Now assured of attention in everything she does, Emin has visited many media and reinvented themes from her early work. In film and broadcast media, her notable works include the painstakingly biographical CV (1997) and Top Spot (2004), which portrays teenage life in Margate as recalled by the artist. Emin withdrew the latter film from general cinematic release, after censors imposed an 18 certificate. The BBC has recently aired it, however, complete with a harrowing depiction of a young girl's suicide.
Emin's soft furnishings remain prominent, with quilts and banners featured in installation work, and several examples of collective projects creating modular works to the artist's designs. The embroidered slogans have also been echoed in other media, from neon to poster-form calligraphy. Sometimes the message is petulant and profane, but more often nowadays it is thoughtful and wistful, imbued with wry humour and self-deprecation.

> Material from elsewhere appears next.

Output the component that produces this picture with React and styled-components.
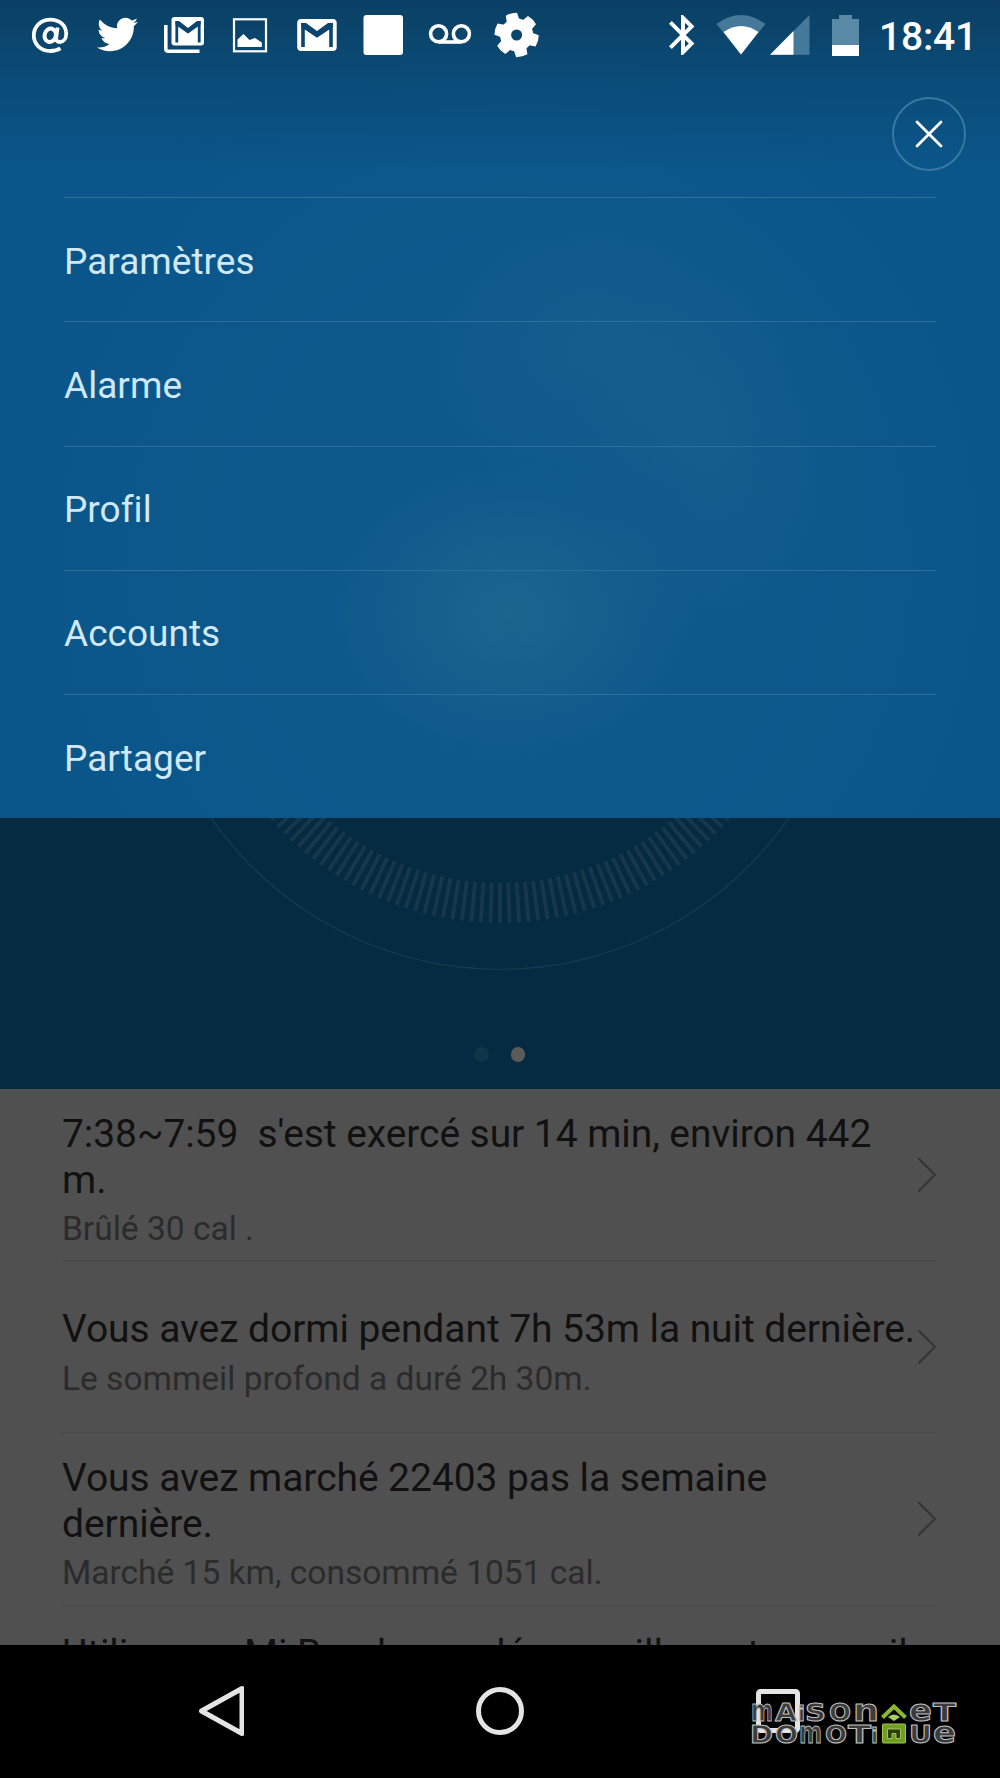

Tracey Emin continues to astonish and appal in equal measure. David Bowie has described her as 'William Blake as a woman, written by Mike Leigh'. Tom Lubbock, writing in the Independent newspaper in 2002, called her work the 'equivalent of a massive sulk'. There is room for both opinions about an artist as intense as this one. Few who make the effort to look beyond the headlines can deny her commitment and basic honesty.
Technical merit is another thing, of course, and beauty is yet another. Objectively speaking, Emin's work is ordinary in terms of the first criterion and a failure in terms of the second. For those who open their minds, though, there is a third criterion, of art as the depiction of life. By that measure, Tracey Emin surely fully deserves her fame.